What Lavery bottles best are Walliams’s characters. His children in the titular gang — who break out of hospital for nocturnal larks — include a would-be female explorer, a blind boy who longs to conduct orchestras, a lad who wants to fly and Tom, who’s been abandoned by his parents. Most affecting is Anjali Shah as a girl who seems to be having chemotherapy and gets the one tear-jerking tune in Joe Stilgoe’s jaunty score as she pines for school: ‘Everything’s exciting when you’ve got no place to go.’
The adults, meanwhile, are a hearty set of Walliams-ish caricatures. Jennie Dale plays a saucily domineering matron reminiscent of Roald Dahl’s Miss Trunchbull. Marilyn Cutts plays the flying Granny who thinks she’s six. And Tim Mahendran is Tom’s old-fashioned, cane-flexing headmaster.
Lucy Vandi is almost pantomimish as a soul-singing dinner lady.
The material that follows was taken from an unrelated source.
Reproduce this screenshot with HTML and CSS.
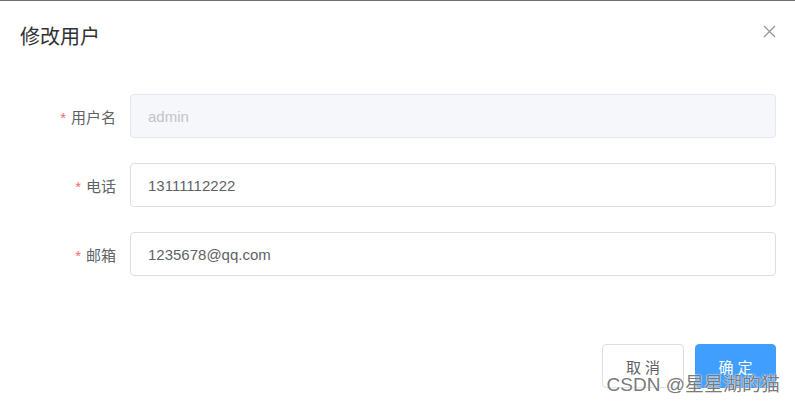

And, in a nicely sentimental touch, the show’s saviour turns out to be Dickon Gough’s kindly hunchbacked porter, who aids and abets the kids in their adventures.
Dale Rooks’s direction strives to fill the capacious stage with Simon Higlett’s set, with its gothic masonry and hydraulic platform bringing up the basement and glass atrium.
Stilgoe’s score is more cheerful than memorable, padding out the story rather than amplifying it.
None of which means the show isn’t thoroughly likeable. Just that it might have been better, scaled down and served up on a smaller stage.